╔══
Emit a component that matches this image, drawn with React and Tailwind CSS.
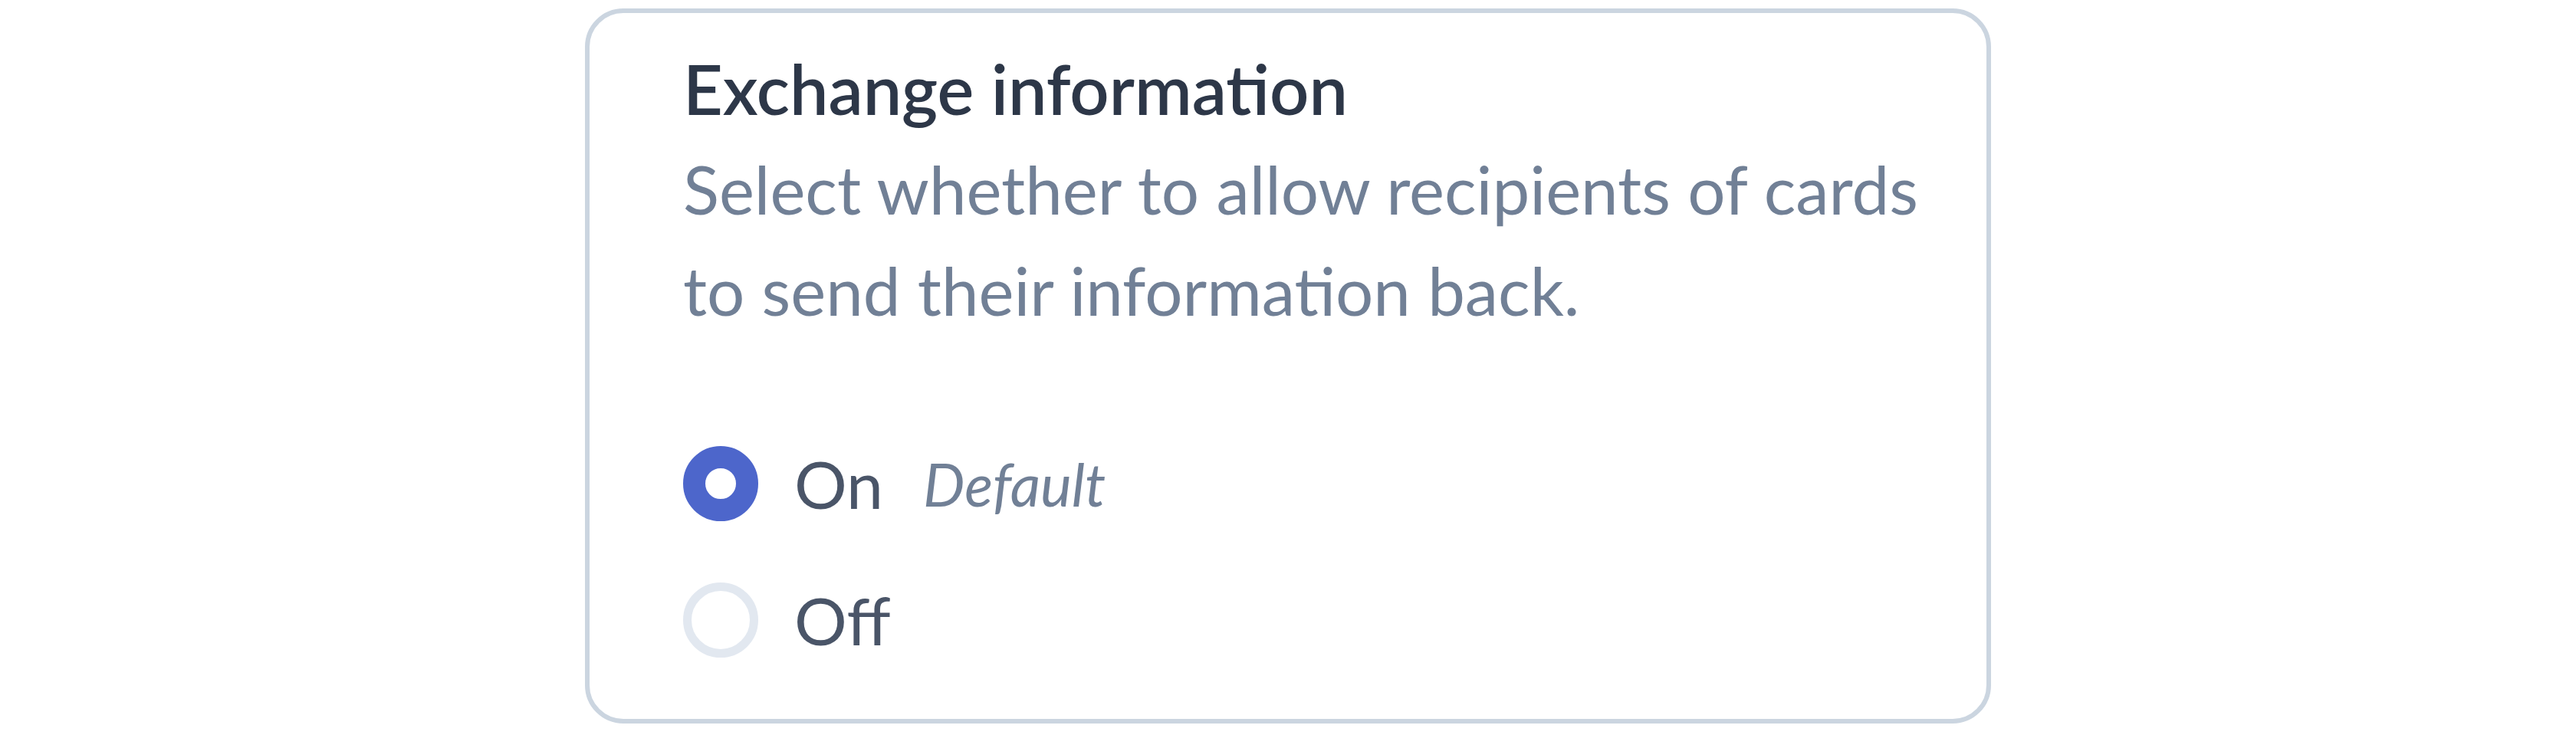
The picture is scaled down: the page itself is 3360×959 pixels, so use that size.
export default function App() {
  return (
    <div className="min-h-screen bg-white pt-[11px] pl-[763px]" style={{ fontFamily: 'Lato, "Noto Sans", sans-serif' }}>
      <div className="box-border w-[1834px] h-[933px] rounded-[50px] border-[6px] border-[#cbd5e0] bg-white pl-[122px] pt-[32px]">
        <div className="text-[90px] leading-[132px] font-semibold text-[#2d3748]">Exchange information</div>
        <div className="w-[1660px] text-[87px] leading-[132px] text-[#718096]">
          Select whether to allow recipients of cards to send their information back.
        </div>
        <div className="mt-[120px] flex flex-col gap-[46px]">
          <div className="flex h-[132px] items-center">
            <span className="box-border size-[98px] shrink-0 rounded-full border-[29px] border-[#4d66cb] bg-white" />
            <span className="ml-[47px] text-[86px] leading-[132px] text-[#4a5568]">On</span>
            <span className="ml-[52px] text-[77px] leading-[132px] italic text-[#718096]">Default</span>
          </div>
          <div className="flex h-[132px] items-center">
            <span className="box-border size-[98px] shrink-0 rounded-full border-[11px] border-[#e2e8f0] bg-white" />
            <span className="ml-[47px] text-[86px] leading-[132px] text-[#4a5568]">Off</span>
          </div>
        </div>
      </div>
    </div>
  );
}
╚══
### Task to complete
Write out again every line above exactly as given; the pictures do not belong in the copy.

### Solution below
Emit a component that matches this image, drawn with React and Tailwind CSS.
The picture is scaled down: the page itself is 3360×959 pixels, so use that size.
export default function App() {
  return (
    <div className="min-h-screen bg-white pt-[11px] pl-[763px]" style={{ fontFamily: 'Lato, "Noto Sans", sans-serif' }}>
      <div className="box-border w-[1834px] h-[933px] rounded-[50px] border-[6px] border-[#cbd5e0] bg-white pl-[122px] pt-[32px]">
        <div className="text-[90px] leading-[132px] font-semibold text-[#2d3748]">Exchange information</div>
        <div className="w-[1660px] text-[87px] leading-[132px] text-[#718096]">
          Select whether to allow recipients of cards to send their information back.
        </div>
        <div className="mt-[120px] flex flex-col gap-[46px]">
          <div className="flex h-[132px] items-center">
            <span className="box-border size-[98px] shrink-0 rounded-full border-[29px] border-[#4d66cb] bg-white" />
            <span className="ml-[47px] text-[86px] leading-[132px] text-[#4a5568]">On</span>
            <span className="ml-[52px] text-[77px] leading-[132px] italic text-[#718096]">Default</span>
          </div>
          <div className="flex h-[132px] items-center">
            <span className="box-border size-[98px] shrink-0 rounded-full border-[11px] border-[#e2e8f0] bg-white" />
            <span className="ml-[47px] text-[86px] leading-[132px] text-[#4a5568]">Off</span>
          </div>
        </div>
      </div>
    </div>
  );
}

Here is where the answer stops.